Most co-parents would agree that they want their children to be resilient. Resilient children are less likely to suffer from mental health challenges such as anxiety or stress, and are more likely to have higher self-esteem and be able to solve their own problems.
Here is a simple plan to help your children become more resilient:
1. Resist the urge to “fix” their problems.
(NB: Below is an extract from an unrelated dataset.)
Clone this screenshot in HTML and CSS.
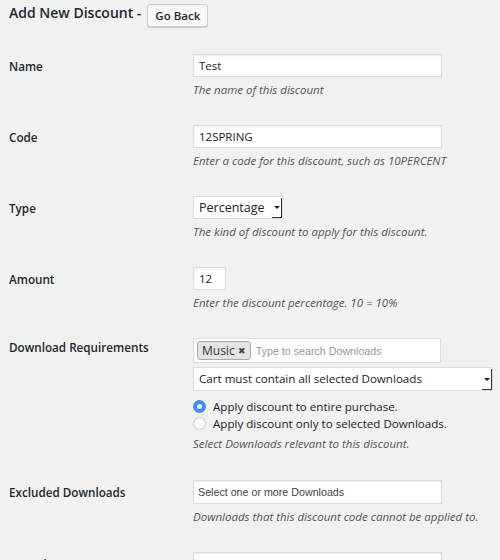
FILE: index.html
```html
<!DOCTYPE html>
<html lang="en">
  <head>
    <meta charset="UTF-8" />
    <meta name="viewport" content="width=device-width, initial-scale=1.0" />
    <title>Add New Discount</title>
    <link rel="stylesheet" href="styles.css">
  </head>
  <body>
    <div class="wrap">
      <div class="page-header">
        <h1>Add New Discount -</h1>
        <a class="button" href="#">Go Back</a>
      </div>

      <div class="form-table">
        <div class="row">
          <div class="label">Name</div>
          <div class="field">
            <div class="text-input">Test</div>
            <p class="description">The name of this discount</p>
          </div>
        </div>

        <div class="row">
          <div class="label">Code</div>
          <div class="field">
            <div class="text-input">12SPRING</div>
            <p class="description">Enter a code for this discount, such as 10PERCENT</p>
          </div>
        </div>

        <div class="row">
          <div class="label">Type</div>
          <div class="field">
            <div class="select select-type">
              <span class="select-text">Percentage</span>
              <span class="select-arrow"><span class="caret"></span></span>
            </div>
            <p class="description">The kind of discount to apply for this discount.</p>
          </div>
        </div>

        <div class="row">
          <div class="label">Amount</div>
          <div class="field">
            <div class="text-input small">12</div>
            <p class="description">Enter the discount percentage. 10 = 10%</p>
          </div>
        </div>

        <div class="row row-requirements">
          <div class="label">Download Requirements</div>
          <div class="field">
            <div class="tag-input">
              <span class="tag">Music <span class="tag-remove">&#10006;</span></span>
              <span class="placeholder">Type to search Downloads</span>
            </div>
            <div class="select select-wide">
              <span class="select-text">Cart must contain all selected Downloads</span>
              <span class="select-arrow"><span class="caret"></span></span>
            </div>
            <label class="radio"><span class="radio-dot checked"></span>Apply discount to entire purchase.</label>
            <label class="radio"><span class="radio-dot"></span>Apply discount only to selected Downloads.</label>
            <p class="description">Select Downloads relevant to this discount.</p>
          </div>
        </div>

        <div class="row">
          <div class="label">Excluded Downloads</div>
          <div class="field">
            <div class="text-input chosen">Select one or more Downloads</div>
            <p class="description">Downloads that this discount code cannot be applied to.</p>
          </div>
        </div>

        <div class="row">
          <div class="label">Start date</div>
          <div class="field">
            <div class="text-input"></div>
          </div>
        </div>
      </div>
    </div>
  </body>
</html>
```

FILE: styles.css
```css
* {
  box-sizing: border-box;
}
body {
  margin: 0;
  background-color: #f1f1f1;
  font-family: "Open Sans", Arial, sans-serif;
  color: #23282d;
  font-size: 11.5px;
}
.wrap {
  padding: 4px 9px 0;
}
.page-header {
  display: flex;
  align-items: center;
  gap: 6px;
  margin-bottom: 14px;
}
h1 {
  margin: 0;
  font-size: 14px;
  font-weight: 600;
  line-height: 20px;
  margin-top: -6px;
}
.button {
  display: inline-flex;
  align-items: center;
  height: 23px;
  padding: 0 7px;
  border: 1px solid #ccc;
  border-radius: 3px;
  background: #f7f7f7;
  box-shadow: 0 1px 0 #ccc;
  color: #23282d;
  font-size: 11.5px;
  font-weight: 600;
  text-decoration: none;
}
.row {
  display: grid;
  grid-template-columns: 184px 1fr;
  padding: 13px 0;
}
.row-requirements {
  padding-bottom: 14px;
}
.label {
  font-weight: 600;
  font-size: 11.7px;
  line-height: 18px;
  padding-top: 3px;
}
.row-requirements .label {
  padding-top: 0;
}
.field {
  display: flex;
  flex-direction: column;
  align-items: flex-start;
}
.text-input {
  width: 249px;
  height: 23px;
  line-height: 21px;
  padding: 0 5px;
  background: #fff;
  border: 1px solid #ddd;
  box-shadow: inset 0 1px 2px rgba(0, 0, 0, 0.07);
  color: #222;
  font-size: 11.5px;
}
.text-input.small {
  width: 33px;
}
.text-input.chosen {
  height: 24px;
  line-height: 22px;
  font-family: "Liberation Sans", Arial, sans-serif;
  font-size: 10.7px;
  color: #444;
  padding-left: 4px;
}
.description {
  margin: 4px 0 0;
  font-style: italic;
  font-size: 11.5px;
  line-height: 18px;
  color: #555;
}
.select {
  display: flex;
  align-items: stretch;
  height: 24px;
  background: #fff;
  border: 1px solid #ddd;
  color: #222;
}
.select-type {
  width: 90px;
  height: 23px;
  font-size: 12.5px;
}
.select-wide {
  width: 300px;
  margin-top: 4px;
  font-size: 11.6px;
}
.select-text {
  flex: 1;
  line-height: 21px;
  padding-left: 5px;
  white-space: nowrap;
}
.select-arrow {
  width: 10px;
  margin: 1px 0 0;
  border-right: 1px solid #333;
  border-bottom: 1px solid #333;
  display: flex;
  align-items: center;
  justify-content: center;
}
.caret {
  width: 0;
  height: 0;
  border-left: 3px solid transparent;
  border-right: 3px solid transparent;
  border-top: 3px solid #222;
}
.tag-input {
  display: flex;
  align-items: center;
  gap: 5px;
  width: 248px;
  height: 25px;
  padding: 0 3px;
  background: #fff;
  border: 1px solid #ddd;
}
.tag {
  display: inline-flex;
  align-items: center;
  gap: 3px;
  height: 19px;
  padding: 0 4px;
  background: #e4e4e4;
  border: 1px solid #aaa;
  border-radius: 3px;
  font-size: 12px;
  color: #333;
}
.tag-remove {
  font-size: 9px;
  color: #444;
}
.placeholder {
  font-family: "Liberation Sans", Arial, sans-serif;
  font-size: 10.7px;
  color: #999;
}
.radio {
  display: flex;
  align-items: center;
  gap: 7px;
  height: 17px;
  font-size: 11.6px;
  color: #222;
}
.radio:first-of-type {
  margin-top: 7px;
}
.radio-dot {
  width: 13px;
  height: 13px;
  border-radius: 50%;
  background: #fff;
  border: 1px solid #c4c4c4;
}
.radio-dot.checked {
  border: 4px solid #3d8ef4;
  background: #fff;
}
.radio + .description {
  margin-top: 3px;
}
```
Let’s say your middle schooler is failing his English class. Your first impulse may be to call his teacher to ask if he can do some extra credit, or hire him a tutor to make sure he’s understanding the subject. But by jumping right in to solve this problem for him, you’re teaching him that a parent will always be there (and be able) to “fix” any problems he may have. This is not true. What you should do instead is commiserate with him—“That is a hard subject. I’m sorry you’re struggling.”—and ask him what he thinks he could do about it. Maybe his ideas will be the same as yours (asking for extra credit, hiring a tutor), but they will be his.
2. Acknowledge and talk about their feelings.
Many adults are uncomfortable with anger or sadness in children. This can be especially true for divorced parents, as we may feel guilty or responsible for these emotions. But rather than distracting our children, what we should do instead is acknowledge and talk about their feelings. “You’re really sad today. I know you miss Dad picking you up from school. Do you want to talk about it?” “You seem a little angry. It’s really hard not to have Mom around this weekend. Would you like to tell me about it?” This will help your children—as well as yourself—recognize different emotions and develop healthy coping strategies to deal with them.
3. Remind them that we can do hard things.
Your confidence in your children will help them develop confidence in themselves. They will believe that they can handle difficult situations, solve tough problems, and navigate their way through negative emotions. Letting your children see how you do these things will give them a model they can follow.